Anento llegó a desaparecer del mapa. En los años 80, vivían allí menos de 10 personas. Y en los 90 el único habitante era un pastor que se quedaba a pasar alguna noche tras encerrar a su rebaño. De forma que, al empezar el siglo XXI, la única perspectiva de la diminuta localidad del Campo de Daroca, equidistante de Zaragoza y Teruel, era el lento hundimiento de muchas de sus maltrechas casas y parideras.

Pero esa ruina anunciada nunca llegó a producirse. Un grupo heterogéneo de personas (vecinos emigrados, veraneantes y gentes de ciudad) empezó a restaurar viviendas para el fin de semana que, en más de un caso, se convirtieron en residencias permanentes.

Aun así, el asombroso proceso por el que Anento ha pasado de ser una aldea abandonada a convertirse en uno de los pueblos más bonitos de España ha durado tres largas décadas.

«La recuperación del pueblo ha sido posible gracias a la colaboración vecinal, porque apenas teníamos recursos», explica el alcalde, Enrique Cartiel, un fontanero zaragozano que, hace 30 años, dejó su oficio en la capital de Aragón y se quedó a vivir en Anento.

En el 2015, en la feria de turismo Fitur, la localidad pasó a integrar la lista de poblaciones más bellas del país. Y ahora Anento, escondido en una vaguada entre la meseta del Campo de Romanos y el valle del Jiloca, aparece ante el viajero que se desvía de la autovía Mudéjar como un pueblo perfectamente camuflado en el paisaje.

«Decidimos pintar las fachadas de las casas con los mismos tonos que el risco del castillo: rojizos, anaranjados, amarillentos», explica Cartiel, de 54 años.

Lo que queda en pie de la fortaleza vio y vivió guerras medievales y también el declive y el renacer del pueblo. Es un excelente mirador desde el que se divisa el oasis sobre el que se asienta la población, uno de los tres puntos fuertes de Anento, junto al retablo de su iglesia gótica y la estampa rústica de sus calles.

El paraje, conocido como el manantial de Aguallueve, forma una recóndita mancha de frescor y verdor en el entorno agrícola del sur de la provincia de Zaragoza. Lo mejor es que se puede recorrer siguiendo una cómoda ruta senderista, circular y señalizada.
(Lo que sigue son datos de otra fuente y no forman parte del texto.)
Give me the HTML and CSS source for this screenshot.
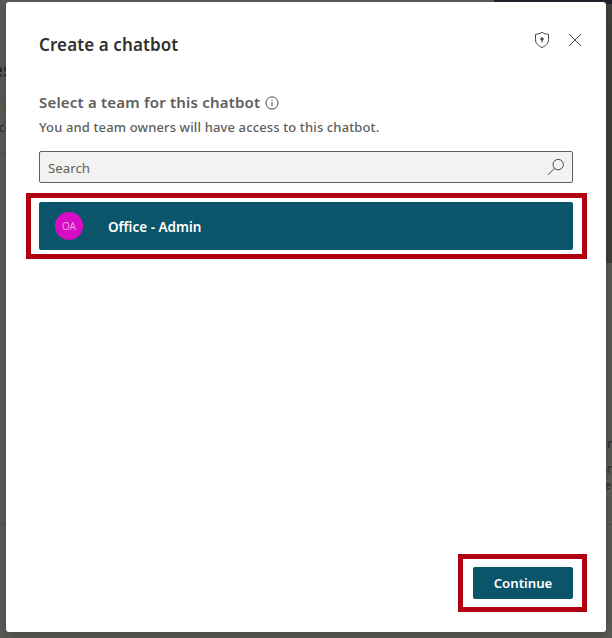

Sobre estos atractivos variados, urbanísticos, naturales y artísticos, Anento se consolida rápidamente como foco turístico. «Desde que somos pueblo bonito, las visitas se han disparado», subraya Cartiel, que empezó siendo un simple veraneante y se ha convertido en el típico alcalde que sabe qué farolas no se encienden y dónde está la losa del empedrado que se mueve al pisarla.

«Según datos de la oficina de turismo, hemos pasado de 2.000 a 10.000 visitantes en un año, sin contar los que no piden información», precisa.

El pueblo dispone de un albergue con 92 plazas, de dos casas de turismo rural y de un restaurante, pendiente de licitación por cambio en la dirección. Pero todavía faltan cosas por hacer, como un local que sirva a la vez de bar y de tienda, un edificio multiusos para actividades culturales y unos baños públicos.

«Hay que tener en cuenta que los pocos recursos que hemos tenido han ido a las calles y al alumbrado», advierte el alcalde. Con todo, lo conseguido en Anento no está nada mal. Baste recordar que no hace mucho sus calles eran de tierra y la iglesia estaba tan descalabrada que parecía a punto de caerse. Claro que, seguramente, el vecino y el visitante de Anento no es la clase de persona que busca la comodidad a todo trance.

FIJOS Y DE PASO

«A mí me gusta la tranquilidad, el silencio y el clima de aquí, incluso en invierno», explica Joaquín, un malagueño que, por razones familiares, ha acabado restaurando una casa del pueblo, lejos de la superpoblada costa del Sol.

Abundan los visitantes ocasionales, los conductores que ven el desvío de Anento en la A-23 y recorren seis kilómetros para conocer un lugar como de otro país. Pero la vida real se la dan sus habitantes, los de siempre y los de adopción. Gente que no puede vivir si no es un pueblo o que sueña con escapar a él a la mínima ocasión.